Python 3.8 urllib issues with read

84 Views Asked by At

I'm trying to do a basic GET from a local server on python 3.8 and am receiving no data back where as my old code from python 2.7 worked fine.

Here I tried doing the basic GET

import http.client
import urllib.request
def getData():
    data = ""
    strEPAaddress = '192.168.3.1'
    http.client._MAXHEADERS = 1000
    try:

        handler = urllib.request.HTTPHandler(debuglevel=10)
        opener = urllib.request.build_opener(handler)
        resp = opener.open("http://%s:8080"%(strEPAaddress))
        data = resp.read()
    except ConnectionError as e:
        print("Connection Error: {}".format(e))
    except Exception as e:
        # Handle exceptions appropriately
        print("Error: {}".format(e))

It connects, gives me the OK and 200 but I get an empty byte as the response read with

send: b'GET / HTTP/1.1\r\nAccept-Encoding: identity\r\nHost: 192.168.3.1:8080\r\nUser-Agent: Python-urllib/3.8\r\nConnection: close\r\n\r\n'
reply: 'HTTP/1.1 200 OK\r\n'
header: Server: WebSilicon HTTPd
header: Last-modified: Tue, 18 Nov 2007 13:09:42 GMT
header: Cache-Control: no-store
header: Connection: close
[('Server', 'WebSilicon HTTPd'), ('Last-modified', 'Tue, 18 Nov 2007 13:09:42 GMT'), ('Cache-Control', 'no-store'), ('Connection', 'close')]

b''

Where as my code in python which is pretty much identical

import urllib, httplib

def getData():
    data = ""
    strEPAaddress = '192.168.3.1'
    try:
        httplib.HTTPConnection.debuglevel = 1
        resp = urllib.urlopen("http://%s:8080"%(strEPAaddress))
        data = resp.read()

Will give me when printing the response info

send: 'GET / HTTP/1.0\r\nHost: 192.168.3.1:8080\r\nUser-Agent: Python-urllib/1.17\r\n\r\n'
reply: 'HTTP/1.1 200 OK\r\n'
header: Server: WebSilicon HTTPd
header: Last-modified: Tue, 18 Nov 2007 13:09:42 GMT
header: Cache-Control: no-store
header: Connection: close

<TITLE>**********</TITLE>
</HEAD>
<BODY bgcolor=white topmargin=0>
<P align=center><br>
<font face=arial size=6 color=Black><B>****** Status Summary</B></font><br><br>
<TABLE WIDTH=100% BORDERCOLOR=Black ALIGN=center BORDER=1 CELLSPACING=0 CELLPADDING=0>
<TABLE WIDTH=90% BORDERCOLOR=Black ALIGN=center BORDER=1 CELLSPACING=0 CELLPADDING=0>
<TR>
    <TD bgColor="75b4b4" width="90%"><font size=4>&nbsp;<B>System Info</B></font></TD>
</TABLE>
<TABLE WIDTH=90% BORDERCOLOR=Black ALIGN=center BORDER=1 CELLSPACING=0 CELLPADDING=0>
<TR>
    <TD bgColor="9EB7B4"  width="25%">&nbsp;Manufacturer</TD>
-----------

I also tried wireshark and saw that the server responded to both GETs with the full html block

On my end I'm not really sure what I'm missing. Initially it gave me the 100 header issue which is why I added the max header line http.client._MAXHEADERS = 1000

Wireshark Response Headers.

Python 2.7 https://imgur.com/a/ilaFYFD

Python 3.8 https://imgur.com/a/ICNeMu7

Hex data right before the html from both pythons https://imgur.com/a/GSu60Ib

1

There are 1 best solutions below

0
AKX On

To make my comment an actual answer:

Something about the device you're connecting to is acting up with the HTTP/1.1 message that Python 3's urllib sends, and it misbehaves.

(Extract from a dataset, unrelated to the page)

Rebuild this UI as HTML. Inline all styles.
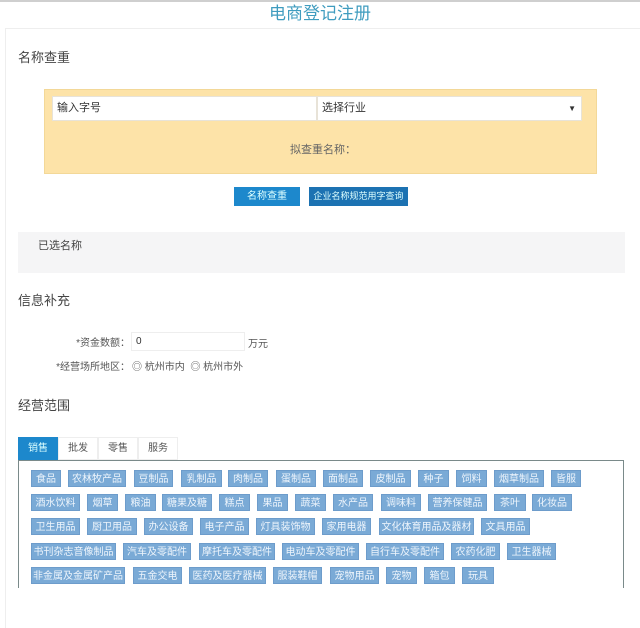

For this very simple use case, you can just emulate a basic HTTP/1.0 connection by sending the known-good request that Python 2 sent:

import socket
s = socket.create_connection(("192.168.3.1", 8080))
s.sendall(b'GET / HTTP/1.0\r\nHost: 192.168.3.1:8080\r\nUser-Agent: Python-urllib/1.17\r\n\r\n')

response = b""
while True:
    chunk = s.recv(4096)
    if not chunk:
        break
    response += chunk
s.close()

print(response)  # b"HTTP 200 OK\r\n...

Parsing the response should be easy enough; headers, _, body = response.partition(b"\r\n\r\n") is likely a good start.